In order to do so, I wrote a couple of benchmarks using JMH: one for JSON and one for CSV. Each of these
benchmarks writes a thousand file containing a hundred lines each and measure the time spent reading
the Dataset
.
The following table sums up the results I gathered:
derived | inferred | |
---|---|---|
CSV | 5.936 ± 0.035 s | 6.494 ± 0.209 s |
JSON | 5.092 ± 0.048 s | 6.019 ± 0.049 s |
As we can see, bypassing the schema inference done by Spark using struct-type-encoder takes 16.7% less time when reading JSON and 8.98% less when reading CSV.
The code for the benchmarks can be found here.
They can be run using the dedicated sbt plugin sbt-jmh with the jmh:run .*Benchmark
command.
If you’d like to use struct-type-encoder it’s available on maven-central as
"com.github.benfradet" %% "struct-type-encoder" % "0.1.0"
.
The repo can be found on github: https://github.com/BenFradet/struct-type-encoder/.
Before reading Dave Gurnell’s book, I had heard about Shapeless but never really felt the need to dig deeper. This small project really made me understand the value that Shapeless brings to the table.

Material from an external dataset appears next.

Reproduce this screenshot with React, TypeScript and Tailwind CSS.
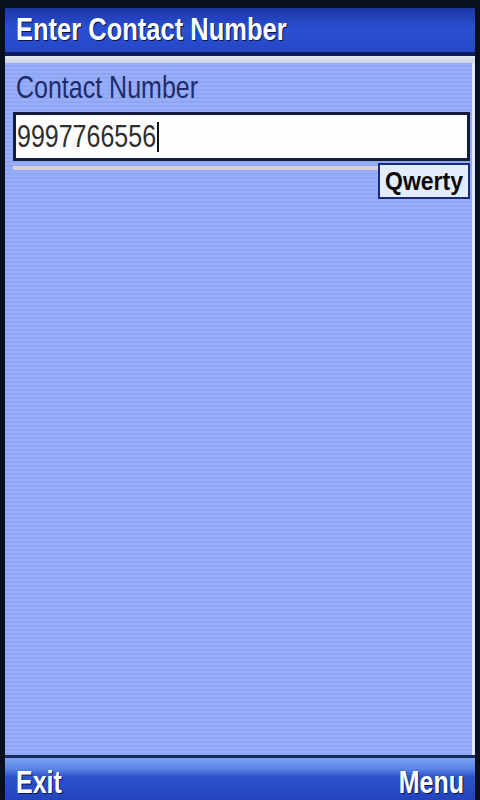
import React from 'react';

const stretch = 'inline-block scale-y-125 origin-center';

const App: React.FC = () => {
  return (
    <div className="w-[480px] h-[800px] bg-[#0a0f1e] flex pl-[5px] pr-[5px] pt-[8px] font-['Liberation_Sans',Arial,sans-serif] overflow-hidden">
      <div className="flex-1 flex flex-col">
        {/* title bar */}
        <div className="h-[44px] bg-[linear-gradient(180deg,#1c36a6_0%,#2a4fd2_45%,#2448c6_100%)] flex items-center pl-[11px]">
          <span className={`${stretch} text-[25.5px] font-bold text-white leading-none [text-shadow:1px_1px_0_#0a1440]`}>
            Enter Contact Number
          </span>
        </div>
        <div className="h-[4px] bg-[#0e1c5e]" />
        <div className="h-[7px] bg-[linear-gradient(180deg,#e6e9ee,#c9d2e4)]" />

        {/* body */}
        <div className="flex-1 flex flex-col pt-[8px] border-r-[3px] border-[#dfe6f7] bg-[repeating-linear-gradient(180deg,#98aef8_0px,#98aef8_2px,#8fa6f4_2px,#8fa6f4_4px)]">
          <div className="h-[32px] flex items-center pl-[11px]">
            <span className={`${stretch} text-[25px] text-[#1f2b68] leading-none`}>Contact Number</span>
          </div>
          <div className="mt-[9px] ml-[8px] mr-[2px] h-[49px] border-[3px] border-[#141c3a] bg-[#fdfdfd] flex items-center pl-[1px]">
            <span className={`${stretch} text-[25px] text-[#2e2e2e] leading-none`}>9997766556</span>
            <span className="w-[2px] h-[30px] bg-[#111] ml-[1px]" />
          </div>
          <div className="flex ml-[8px] mr-[2px]">
            <div className="flex-1 h-[4px] mt-[5px] bg-[#d9cfd6]" />
            <div className="w-[92px] h-[36px] mt-[2px] border-[2px] border-[#1a2a7a] bg-[#e3ecfb] flex items-center justify-center">
              <span className="inline-block scale-y-110 text-[23px] font-bold text-[#0a0a0a] leading-none">Qwerty</span>
            </div>
          </div>
        </div>

        {/* soft key bar */}
        <div className="h-[3px] bg-[#1a2a60]" />
        <div className="h-[42px] bg-[linear-gradient(180deg,#7aa3f2_0%,#5c86e6_25%,#2c52cc_45%,#2244bc_100%)] flex items-center justify-between px-[11px] pt-[6px]">
          <span className={`${stretch} text-[25px] font-bold text-white leading-none [text-shadow:1px_1px_0_#0a1440]`}>Exit</span>
          <span className={`${stretch} text-[25px] font-bold text-white leading-none [text-shadow:1px_1px_0_#0a1440]`}>Menu</span>
        </div>
      </div>
    </div>
  );
};

export default App;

About half-way through the project, I discovered frameless, a library which aims to bring back type safety to Spark SQL. It turns out that they use a similar mechanism in TypedEncoder. The goal now is to expose the functionality proposed by struct-type-encoder in frameless.
Additionally, for 0.2.0, I want to start experimenting with coproducts and see what’s possible on Spark’s side of things.